Work sample tests are deployed across virtually all professional role types, though the specific format varies widely. A software engineer might be asked to complete a coding task, review a pull request, or debug a section of code in the team's primary language. A content strategist might be given a brief and asked to produce a 500-word article and an outline for a content calendar. A financial analyst might receive a dataset and be asked to produce a modelled answer with supporting rationale. A UX designer might be asked to produce wireframes for a described user problem. The best work samples draw directly from the genuine work the team does, anonymised and simplified to be appropriate for an evaluation context.

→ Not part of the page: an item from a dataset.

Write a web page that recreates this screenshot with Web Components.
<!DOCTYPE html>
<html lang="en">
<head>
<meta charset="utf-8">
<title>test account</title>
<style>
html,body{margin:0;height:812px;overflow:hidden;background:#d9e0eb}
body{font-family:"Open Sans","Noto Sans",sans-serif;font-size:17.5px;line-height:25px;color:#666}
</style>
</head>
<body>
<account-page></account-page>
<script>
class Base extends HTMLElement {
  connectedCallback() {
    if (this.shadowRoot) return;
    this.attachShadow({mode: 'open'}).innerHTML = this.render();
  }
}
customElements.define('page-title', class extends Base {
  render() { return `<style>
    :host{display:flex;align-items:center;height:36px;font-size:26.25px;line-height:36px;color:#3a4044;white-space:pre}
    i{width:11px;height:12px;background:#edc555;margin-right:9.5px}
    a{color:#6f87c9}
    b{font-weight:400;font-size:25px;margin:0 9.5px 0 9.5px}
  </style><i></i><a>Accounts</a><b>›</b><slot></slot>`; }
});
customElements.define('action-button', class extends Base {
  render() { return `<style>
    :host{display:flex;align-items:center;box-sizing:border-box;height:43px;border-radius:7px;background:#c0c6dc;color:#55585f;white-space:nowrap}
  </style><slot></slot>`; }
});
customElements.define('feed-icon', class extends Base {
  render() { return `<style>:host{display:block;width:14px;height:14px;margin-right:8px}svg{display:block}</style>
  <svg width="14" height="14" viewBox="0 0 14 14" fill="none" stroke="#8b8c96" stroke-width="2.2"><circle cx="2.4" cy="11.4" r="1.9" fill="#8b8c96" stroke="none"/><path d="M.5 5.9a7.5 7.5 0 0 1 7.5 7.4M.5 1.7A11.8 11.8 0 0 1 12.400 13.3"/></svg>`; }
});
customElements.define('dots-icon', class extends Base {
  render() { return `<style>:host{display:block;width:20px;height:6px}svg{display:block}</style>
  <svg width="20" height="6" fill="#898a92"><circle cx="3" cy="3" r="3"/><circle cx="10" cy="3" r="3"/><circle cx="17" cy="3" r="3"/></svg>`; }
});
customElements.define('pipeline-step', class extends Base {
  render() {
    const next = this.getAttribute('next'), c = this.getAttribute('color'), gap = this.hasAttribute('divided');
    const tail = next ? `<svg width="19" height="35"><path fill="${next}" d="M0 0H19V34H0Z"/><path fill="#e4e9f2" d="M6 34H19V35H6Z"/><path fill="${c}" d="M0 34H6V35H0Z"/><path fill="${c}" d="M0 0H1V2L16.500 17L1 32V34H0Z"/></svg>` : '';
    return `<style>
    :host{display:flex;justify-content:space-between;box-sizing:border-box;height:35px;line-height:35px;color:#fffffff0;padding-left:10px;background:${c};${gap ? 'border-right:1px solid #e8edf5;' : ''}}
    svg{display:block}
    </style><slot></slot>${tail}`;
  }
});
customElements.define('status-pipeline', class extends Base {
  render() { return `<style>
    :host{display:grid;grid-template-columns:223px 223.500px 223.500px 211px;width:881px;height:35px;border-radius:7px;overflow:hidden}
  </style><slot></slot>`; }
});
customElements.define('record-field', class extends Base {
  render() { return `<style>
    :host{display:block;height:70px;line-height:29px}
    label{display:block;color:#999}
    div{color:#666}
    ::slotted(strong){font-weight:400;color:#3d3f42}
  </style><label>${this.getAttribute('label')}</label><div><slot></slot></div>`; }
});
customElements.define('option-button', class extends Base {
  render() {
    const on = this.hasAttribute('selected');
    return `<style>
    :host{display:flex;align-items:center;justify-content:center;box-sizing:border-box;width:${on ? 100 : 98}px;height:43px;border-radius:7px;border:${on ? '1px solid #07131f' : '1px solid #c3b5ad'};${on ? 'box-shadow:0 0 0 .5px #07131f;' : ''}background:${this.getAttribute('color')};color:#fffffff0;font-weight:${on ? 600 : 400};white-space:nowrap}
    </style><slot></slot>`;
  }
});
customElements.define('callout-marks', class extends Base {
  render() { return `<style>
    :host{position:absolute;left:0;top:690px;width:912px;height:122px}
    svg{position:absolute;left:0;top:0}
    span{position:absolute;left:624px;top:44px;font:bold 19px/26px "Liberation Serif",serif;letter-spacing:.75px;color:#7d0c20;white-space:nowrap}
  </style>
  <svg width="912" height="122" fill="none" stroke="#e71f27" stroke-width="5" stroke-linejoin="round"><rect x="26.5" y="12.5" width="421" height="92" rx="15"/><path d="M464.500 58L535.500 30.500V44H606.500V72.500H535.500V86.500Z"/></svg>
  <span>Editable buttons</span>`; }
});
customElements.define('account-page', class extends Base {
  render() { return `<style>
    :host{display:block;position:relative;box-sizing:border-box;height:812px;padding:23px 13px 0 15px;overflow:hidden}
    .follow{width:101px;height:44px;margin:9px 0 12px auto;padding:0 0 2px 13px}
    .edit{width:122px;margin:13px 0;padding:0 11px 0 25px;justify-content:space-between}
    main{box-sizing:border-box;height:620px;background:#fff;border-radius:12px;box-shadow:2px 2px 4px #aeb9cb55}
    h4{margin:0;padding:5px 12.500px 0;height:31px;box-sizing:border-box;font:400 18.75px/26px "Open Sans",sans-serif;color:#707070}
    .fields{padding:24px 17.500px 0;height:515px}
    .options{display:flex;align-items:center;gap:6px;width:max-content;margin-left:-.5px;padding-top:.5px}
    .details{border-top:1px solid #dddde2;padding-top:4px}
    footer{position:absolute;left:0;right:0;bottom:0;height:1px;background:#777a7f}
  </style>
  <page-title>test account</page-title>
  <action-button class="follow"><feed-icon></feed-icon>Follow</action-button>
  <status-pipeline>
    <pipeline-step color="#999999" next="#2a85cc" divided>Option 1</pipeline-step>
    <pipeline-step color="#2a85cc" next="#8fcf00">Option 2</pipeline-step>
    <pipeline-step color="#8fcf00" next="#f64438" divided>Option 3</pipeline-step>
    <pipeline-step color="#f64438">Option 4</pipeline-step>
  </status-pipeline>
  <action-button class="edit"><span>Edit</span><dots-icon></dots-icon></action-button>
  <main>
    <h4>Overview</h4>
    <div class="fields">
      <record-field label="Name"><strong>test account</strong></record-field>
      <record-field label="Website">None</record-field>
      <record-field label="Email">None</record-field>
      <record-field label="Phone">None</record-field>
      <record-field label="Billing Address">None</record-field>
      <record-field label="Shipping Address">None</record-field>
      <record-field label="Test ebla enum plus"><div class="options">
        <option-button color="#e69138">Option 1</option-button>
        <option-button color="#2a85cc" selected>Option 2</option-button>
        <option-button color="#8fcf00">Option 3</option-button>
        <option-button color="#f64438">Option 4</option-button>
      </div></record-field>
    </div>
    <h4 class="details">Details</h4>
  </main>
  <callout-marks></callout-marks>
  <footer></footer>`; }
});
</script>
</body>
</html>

Best practices in work sample test design centre on three principles: relevance, fairness, and transparency. Relevance means the task should represent the core of the role, not an edge case or an unusual scenario that rarely arises. Fairness means the task should be completable without proprietary knowledge that only an insider would have, and should not disadvantage candidates who have had different educational or career paths through no fault related to the job requirements. Transparency means candidates should be told how long the task is expected to take, what dimensions will be evaluated, and whether the work will be used commercially (it should not be). Offering compensation for substantive take-home tasks is an emerging best practice that signals respect for candidates' time.

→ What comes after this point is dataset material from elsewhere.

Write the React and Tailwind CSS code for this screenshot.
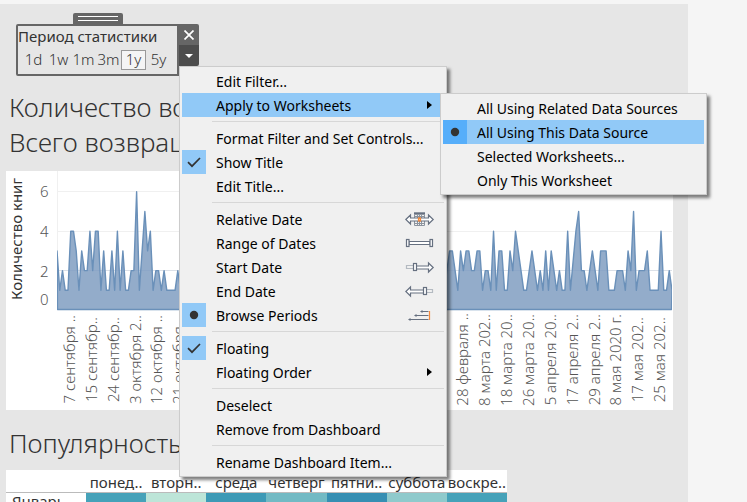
import React from "react";

const START = [
  3, 1, 2, 1, 1, 4, 4, 3, 1, 3, 2, 2, 4, 2, 4, 4, 1, 3, 1, 1, 3, 1, 4, 1, 3, 1, 1, 2, 2, 6, 1, 3, 5,
  3, 4, 1, 2, 2, 1, 2, 1, 1, 1, 1, 2, 1,
];
const END = [
  2, 3, 3, 2, 1, 3, 2, 3, 3, 2, 2, 3, 3, 1, 2, 2, 1, 4, 1, 3, 3, 1, 1, 3, 2, 4, 3, 2, 1, 1, 2, 3, 2,
  1, 2, 1, 3, 1, 3, 2, 1, 2, 1, 1, 4, 1, 2.5, 4, 5, 2, 2, 1, 2, 3, 2, 1, 3, 3, 3, 1, 1, 1, 2, 2, 2,
  1, 3, 2, 5, 1, 2, 2, 2, 3, 1, 1, 1, 1, 4, 1, 1, 2, 1,
];
const DAYS = 225;
const VALUES = [...START, ...Array(DAYS - START.length - END.length).fill(1), ...END];

const DATES = [
  "7 сентября ..", "15 сентябр..", "24 сентябр..", "3 октября 2..", "12 октября ..", "21 октября ..",
  "", "", "", "", "", "", "", "", "", "", "", "",
  "28 февраля ..", "8 марта 202..", "18 марта 20..", "26 марта 20..", "5 апреля 20..", "17 апреля 2..",
  "29 апреля 2..", "8 мая 2020 г.", "17 мая 202..", "25 мая 202..",
];

const WEEK = [
  { day: "понед..", color: "bg-[#46a2b9]" },
  { day: "вторн..", color: "bg-[#bde5d8]" },
  { day: "среда", color: "bg-[#3d9ab6]" },
  { day: "четверг", color: "bg-[#72bac4]" },
  { day: "пятни..", color: "bg-[#368fb3]" },
  { day: "суббота", color: "bg-[#8fcacc]" },
  { day: "воскре..", color: "bg-[#46a2b9]" },
];

function AreaChart() {
  const pts = VALUES.map((v, i) => `${(i * 615) / (DAYS - 1)},${139 - v * 19.7}`);
  return (
    <svg
      className="block h-[140px] w-full"
      viewBox="0 0 615 140"
      preserveAspectRatio="none"
      role="img"
      aria-label="Количество книг"
    >
      {[20.5, 60.5, 99.5].map((y) => (
        <line key={y} x1="0" x2="615" y1={y} y2={y} stroke="#f0f0f0" />
      ))}
      <line x1="0.5" x2="0.5" y1="0" y2="139" stroke="#f0f0f0" />
      <polygon points={`0,139 ${pts.join(" ")} 615,139`} fill="#93acca" />
      <line x1="0" x2="615" y1="99.5" y2="99.5" stroke="#6a90b9" strokeOpacity="0.15" />
      <polygon
        points={`0.5,138.5 ${pts.join(" ")} 614.5,138.5`}
        fill="none"
        stroke="#6a90b9"
        strokeWidth="1.4"
        strokeLinejoin="round"
      />
    </svg>
  );
}

function Check() {
  return (
    <svg className="size-6" viewBox="0 0 24 24" fill="none" stroke="#333" strokeWidth="1.7">
      <path d="M6 12.2l4 4 8-8.200" />
    </svg>
  );
}

function Dot() {
  return (
    <svg className="size-6" viewBox="0 0 24 24" fill="#333">
      <circle cx="12" cy="12" r="4.200" />
    </svg>
  );
}

function ModeIcon({ kind }) {
  return (
    <svg className="block h-5 w-[30px]" viewBox="0 0 30 20" fill="none" stroke="#667080" strokeWidth="1.2">
      {kind === "relative" && (
        <>
          <path d="M9.500 6v10.500h10V6M12.500 6v10.500M14.500 6v10.500M16.500 6v10.500M9.500 14.500h10M9.500 7.500h10" stroke="#8b939e" strokeWidth="1" />
          <path d="M9 4.500h11" strokeWidth="2.400" />
          <path d="M.8 10.500L5.500 6v3h18V6l4.700 4.500-4.700 4.500v-3h-18v3z" fill="#fff" />
          <rect x="13.500" y="9" width="2" height="3" stroke="#f5883a" fill="#fbd38a" />
        </>
      )}
      {kind === "range" && (
        <>
          <path d="M4 8.500h21v3H4z" fill="#fff" />
          <rect x="1.500" y="6.500" width="2.500" height="7" fill="#fff" />
          <rect x="25" y="6.500" width="2.500" height="7" fill="#fff" />
        </>
      )}
      {kind === "start" && (
        <>
          <path d="M8.500 8.500h-7v3h7" stroke="#b4bac1" />
          <path d="M11 9h12.500V6l4.700 4.500-4.700 4.500v-3H11" fill="#fff" />
          <rect x="8.500" y="6.500" width="3" height="7" fill="#fff" />
        </>
      )}
      {kind === "end" && (
        <>
          <path d="M21 8.500h6.500v3H21" stroke="#b4bac1" />
          <path d="M19 9H5.500V6L.8 10.500 5.500 15v-3H19" fill="#fff" />
          <rect x="18.500" y="6.500" width="3" height="7" fill="#fff" />
        </>
      )}
      {kind === "periods" && (
        <>
          <path d="M16 6.500h7.500M10 10.500h13.500M4 14.500h19.500" />
          <path d="M17.500 5L15 6.500 17.500 8zM11.500 9L9 10.500l2.500 1.500zM5.500 13L3 14.500 5.500 16z" fill="#667080" stroke="none" />
          <path d="M24.500 6v9" stroke="#f5883a" />
        </>
      )}
    </svg>
  );
}

function MenuItem({ label, mark, icon, active, sub, children }) {
  const markBg = active ? "bg-[#56aefa]" : "bg-[#91c9f7]";
  return (
    <li className="relative">
      <button
        type="button"
        className={`flex h-6 w-full items-center text-left ${active || sub === "open" ? "bg-[#91c9f7]" : ""}`}
      >
        <span className={`mr-2.5 size-6 shrink-0 ${mark ? markBg : ""}`}>
          {mark === "check" && <Check />}
          {mark === "dot" && <Dot />}
        </span>
        <span className="flex-1 pt-0.5 leading-5 whitespace-nowrap">{label}</span>
        {icon && (
          <span className="mr-[9px]">
            <ModeIcon kind={icon} />
          </span>
        )}
        {sub && (
          <svg className="mr-3 h-2 w-[5px]" viewBox="0 0 5 8">
            <path d="M0 0l5 4-5 4z" />
          </svg>
        )}
      </button>
      {children}
    </li>
  );
}

function Separator() {
  return <li role="separator" className="my-1 ml-[30px] h-px bg-[#d7d7d7]" />;
}

const MENU =
  "absolute border border-[#ccc] bg-[#f0f0f0] p-0.5 text-[14px] text-black shadow-[3px_3px_3px_rgba(0,0,0,0.5)] font-['Noto_Sans',sans-serif]";

function FilterMenu() {
  return (
    <ul className={`${MENU} top-[42px] left-[163px] z-10 w-[268px]`}>
      <MenuItem label="Edit Filter..." />
      <MenuItem label="Apply to Worksheets" sub="open">
        <ul className={`${MENU} top-0 left-[258px] z-20 w-[267px]`}>
          <MenuItem label="All Using Related Data Sources" />
          <MenuItem label="All Using This Data Source" mark="dot" active />
          <MenuItem label="Selected Worksheets..." />
          <MenuItem label="Only This Worksheet" />
        </ul>
      </MenuItem>
      <Separator />
      <MenuItem label="Format Filter and Set Controls..." />
      <MenuItem label="Show Title" mark="check" />
      <MenuItem label="Edit Title..." />
      <Separator />
      <MenuItem label="Relative Date" icon="relative" />
      <MenuItem label="Range of Dates" icon="range" />
      <MenuItem label="Start Date" icon="start" />
      <MenuItem label="End Date" icon="end" />
      <MenuItem label="Browse Periods" mark="dot" icon="periods" />
      <Separator />
      <MenuItem label="Floating" mark="check" />
      <MenuItem label="Floating Order" sub="closed" />
      <Separator />
      <MenuItem label="Deselect" />
      <MenuItem label="Remove from Dashboard" />
      <Separator />
      <MenuItem label="Rename Dashboard Item..." />
    </ul>
  );
}

function FilterCard() {
  return (
    <section className="relative ml-4 w-[183px]">
      <div className="ml-[57px] flex h-[11px] w-[50px] flex-col gap-[3px] rounded-t-xs bg-[#666] px-[5px] pt-[3px]">
        <span className="h-px bg-white" />
        <span className="h-px bg-white" />
      </div>
      <div className="relative flex items-start">
        <div className="h-[52px] flex-1 rounded-l-xs border-2 border-[#666]">
          <h3 className="text-[15px] leading-5 whitespace-nowrap text-[#333]">Период статистики</h3>
          <div className="mt-1 ml-[3px] flex">
            {["1d", "1w", "1m", "3m", "1y", "5y"].map((p) => (
              <button
                key={p}
                type="button"
                className={`flex h-5 w-[25px] items-start justify-center border text-[15px] leading-4 font-light text-[#333] ${
                  p === "1y" ? "border-[#999] bg-[#f5f5f5]" : "border-transparent"
                }`}
              >
                {p}
              </button>
            ))}
          </div>
        </div>
        <div className="flex w-5 flex-col overflow-hidden rounded-r-xs">
          <button type="button" aria-label="Close" className="flex h-[21px] items-center justify-center bg-[#666]">
            <svg className="size-2.5" viewBox="0 0 10 10" stroke="#fff" strokeWidth="1.700">
              <path d="M.5.5l9 9M9.500.5l-9 9" />
            </svg>
          </button>
          <button type="button" aria-label="More" className="flex h-[21px] items-center justify-center bg-[#4d4d4d]">
            <svg className="h-1 w-2" viewBox="0 0 8 4" fill="#fff">
              <path d="M0 0h8L4 4z" />
            </svg>
          </button>
        </div>
        <FilterMenu />
      </div>
    </section>
  );
}

export default function App() {
  return (
    <div className="h-screen overflow-hidden bg-[#f5f5f5] pt-1 pr-[59px] font-['Noto_Sans',sans-serif] text-[#333]">
      <main className="min-h-full bg-[#e6e6e6] pt-[9px]">
        <FilterCard />

        <h2 className="mt-[14px] ml-[9px] text-[26px] leading-[35px] font-light whitespace-nowrap">
          Количество возвращений
          <br />
          Всего возвращено
        </h2>

        <section className="mt-[11px] mr-[15px] ml-1.5 bg-white pr-px">
          <div className="flex">
            <div className="flex w-[22px] items-center justify-center pr-0.5 pb-1">
              <span className="rotate-180 text-[15px] leading-5 whitespace-nowrap [writing-mode:vertical-rl]">
                Количество книг
              </span>
            </div>
            <div className="flex w-[29px] flex-col pt-2.5 pl-3 text-[15px] leading-5 font-light text-[#555]">
              <span className="h-10">6</span>
              <span className="h-10">4</span>
              <span className="h-7">2</span>
              <span>0</span>
            </div>
            <div className="min-w-0 flex-1">
              <AreaChart />
            </div>
          </div>
          <div className="flex h-[99px] pr-[2px] pb-0.5 pl-[52px] text-[15px] leading-5 font-light text-[#555]">
            {DATES.map((d, i) => (
              <span key={i} className="flex min-w-0 flex-1 items-center justify-center">
                <span className="rotate-180 whitespace-nowrap [writing-mode:vertical-rl]">{d}</span>
              </span>
            ))}
          </div>
        </section>

        <h2 className="mt-4 ml-[9px] text-[26px] leading-[35px] font-light">Популярность</h2>

        <table className="mt-[9px] ml-1.5 w-[501px] table-fixed bg-white text-[15px] leading-5">
          <thead>
            <tr className="h-[22px] border-b border-[#bbb]">
              <th className="w-20 p-0" />
              {WEEK.map((w) => (
                <th key={w.day} scope="col" className="p-0 text-center align-bottom font-normal whitespace-nowrap">
                  {w.day}
                </th>
              ))}
            </tr>
          </thead>
          <tbody>
            <tr>
              <th scope="row" className="py-0 pl-1.5 text-left leading-4 font-normal">
                Январь
              </th>
              {WEEK.map((w) => (
                <td key={w.day} className={w.color} />
              ))}
            </tr>
          </tbody>
        </table>
      </main>
    </div>
  );
}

The primary tension in work sample test design is between quality and candidate experience. A 30-minute coding exercise at the final screening stage is a reasonable ask; an eight-hour take-home project at the first interview stage will drive away strong candidates who have competing offers. High attrition from work sample tests at screening stages is a signal that the task is too demanding for the stage in the process. The pragmatic solution is to calibrate task scope to the stage: brief, focused samples at mid-process; more comprehensive assessments after the candidate has been genuinely shortlisted and has confirmed their interest in the role.
Key Points: Work Sample Test
- Highest validity: Work sample tests directly measure job performance rather than a proxy, producing the strongest predictive validity available in mainstream hiring.
- Role-specific by definition: The task must replicate actual work from the role; generic exercises lose fidelity and predictive value rapidly.
- Time cost tradeoff: Substantive tasks require significant candidate effort; scope must be calibrated to the stage of the hiring process to avoid driving away strong candidates.
- Pre-defined scoring: Rubrics should be built before the assessment is administered, with at least two independent evaluators scoring each submission.
- IP and ethics: Tasks should use hypothetical scenarios rather than real business problems, and work submitted should not be used commercially.
How Work Sample Test Works in Treegarden
Work Sample Test in Treegarden
Treegarden supports work sample evaluation stages in the Kanban pipeline, allowing teams to send task briefs to candidates directly from the platform, set deadlines, and collect submitted work. Evaluators record their scores using configurable scorecards attached to the candidate's profile, ensuring that all assessment data from every stage is consolidated in one place for the hiring team's final review. Automated reminder emails reduce the coordination burden on recruiting coordinators.
See how Treegarden manages work sample test stages - Book a demo
Related HR Glossary Terms
Frequently Asked Questions About Work Sample Test
Work sample tests vary by role. For software engineers, a work sample might involve solving a real-world coding problem in the language the team uses, or reviewing a section of existing codebase. For a copywriter, it might involve writing a piece to a real or simulated brief. For an analyst, it might involve cleaning a dataset, building a model, and presenting findings. For a product manager, it might involve writing a product requirements document for a described problem. For a customer success manager, a role-play handling a difficult client conversation is a work sample. In all cases, the task should mirror actual work the person will perform in the role on a regular basis.
Work sample tests are among the most predictively valid selection methods because they directly measure job performance rather than a proxy for it. Traditional assessments measure constructs that are statistically correlated with performance; work samples eliminate the inferential step by observing performance itself. The meta-analytic validity coefficient for work samples is typically in the range of 0.33 to 0.54, competitive with or superior to most other selection methods. They also tend to produce lower adverse impact across demographic groups compared to cognitive ability tests, making them both more predictive and more equitable when well designed.
The main limitation is the time cost for both parties. A well-designed work sample that genuinely replicates meaningful job work may require two to four hours of candidate effort, which is a significant ask particularly at the screening stage. This can reduce completion rates among strong candidates who have competing offers. There is also a risk of intellectual property exploitation: if the task involves real business problems, candidates may question whether their unpaid work is being used commercially. Best-practice mitigation involves using clearly hypothetical scenarios and disclosing upfront that the work will not be used commercially.
Work sample tests should be scored using a pre-defined rubric developed before the candidates complete the task. The rubric should identify the dimensions being evaluated, define what weak, adequate, and strong performance looks like on each dimension, and assign relative weightings if some dimensions are more critical than others. At least two independent evaluators should score the work and then calibrate to produce a consensus rating, reducing individual bias. Blind scoring, evaluating without seeing the candidate's name or demographic information, further improves the fairness and consistency of the evaluation.